[TO DO]
Can you find the lines of the listing that include "this" and copy every one?

## Start INPUT ROWS

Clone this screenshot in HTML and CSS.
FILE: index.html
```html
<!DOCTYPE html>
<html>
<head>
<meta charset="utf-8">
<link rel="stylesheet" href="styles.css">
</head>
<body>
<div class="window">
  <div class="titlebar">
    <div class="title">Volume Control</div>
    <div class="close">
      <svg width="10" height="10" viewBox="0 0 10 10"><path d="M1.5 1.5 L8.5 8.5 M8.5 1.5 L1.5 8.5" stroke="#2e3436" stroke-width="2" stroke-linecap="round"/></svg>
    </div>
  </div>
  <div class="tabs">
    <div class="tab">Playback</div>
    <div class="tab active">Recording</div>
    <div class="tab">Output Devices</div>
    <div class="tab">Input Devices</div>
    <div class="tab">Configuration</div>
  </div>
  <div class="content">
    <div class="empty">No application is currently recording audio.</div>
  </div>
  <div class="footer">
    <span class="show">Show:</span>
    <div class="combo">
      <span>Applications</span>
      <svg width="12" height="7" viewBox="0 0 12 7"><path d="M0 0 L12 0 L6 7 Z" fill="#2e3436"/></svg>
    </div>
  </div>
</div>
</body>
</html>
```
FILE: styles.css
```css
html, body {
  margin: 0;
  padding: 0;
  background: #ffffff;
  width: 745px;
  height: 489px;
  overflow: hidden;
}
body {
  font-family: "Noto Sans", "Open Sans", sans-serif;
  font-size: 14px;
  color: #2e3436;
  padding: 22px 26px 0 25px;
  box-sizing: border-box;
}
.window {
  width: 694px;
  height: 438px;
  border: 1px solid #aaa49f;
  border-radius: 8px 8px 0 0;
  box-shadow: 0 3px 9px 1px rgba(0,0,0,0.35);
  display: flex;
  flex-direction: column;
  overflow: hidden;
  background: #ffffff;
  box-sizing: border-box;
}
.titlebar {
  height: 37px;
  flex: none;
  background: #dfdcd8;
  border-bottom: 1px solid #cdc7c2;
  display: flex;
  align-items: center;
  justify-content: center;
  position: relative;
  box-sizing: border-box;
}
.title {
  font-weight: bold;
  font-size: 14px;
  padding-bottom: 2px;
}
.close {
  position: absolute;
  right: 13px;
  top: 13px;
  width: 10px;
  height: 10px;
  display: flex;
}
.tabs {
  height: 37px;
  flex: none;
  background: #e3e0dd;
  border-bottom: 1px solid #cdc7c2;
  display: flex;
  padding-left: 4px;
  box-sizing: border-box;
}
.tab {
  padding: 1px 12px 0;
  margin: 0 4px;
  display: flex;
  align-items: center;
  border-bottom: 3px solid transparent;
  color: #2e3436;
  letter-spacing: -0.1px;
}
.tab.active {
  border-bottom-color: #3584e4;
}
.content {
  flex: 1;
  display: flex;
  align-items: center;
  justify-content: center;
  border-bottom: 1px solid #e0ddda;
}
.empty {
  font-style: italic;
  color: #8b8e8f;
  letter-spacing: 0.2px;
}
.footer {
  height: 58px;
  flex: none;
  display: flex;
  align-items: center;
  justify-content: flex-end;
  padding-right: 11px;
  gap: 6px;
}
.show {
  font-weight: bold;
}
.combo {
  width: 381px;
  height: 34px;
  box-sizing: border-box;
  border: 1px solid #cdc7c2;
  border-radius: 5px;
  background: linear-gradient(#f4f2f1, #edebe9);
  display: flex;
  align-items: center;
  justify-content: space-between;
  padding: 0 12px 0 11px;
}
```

## End INPUT ROWS
## Start INPUT ROWS

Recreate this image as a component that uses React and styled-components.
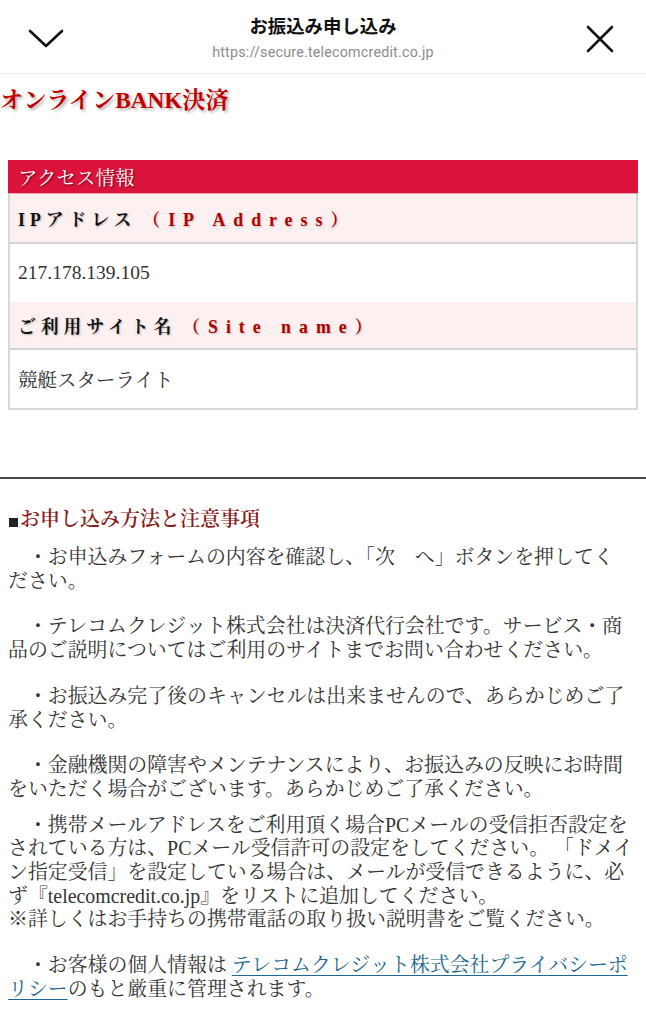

## End INPUT ROWS

[ANSWER]
Clone this screenshot in HTML and CSS.
Recreate this image as a component that uses React and styled-components.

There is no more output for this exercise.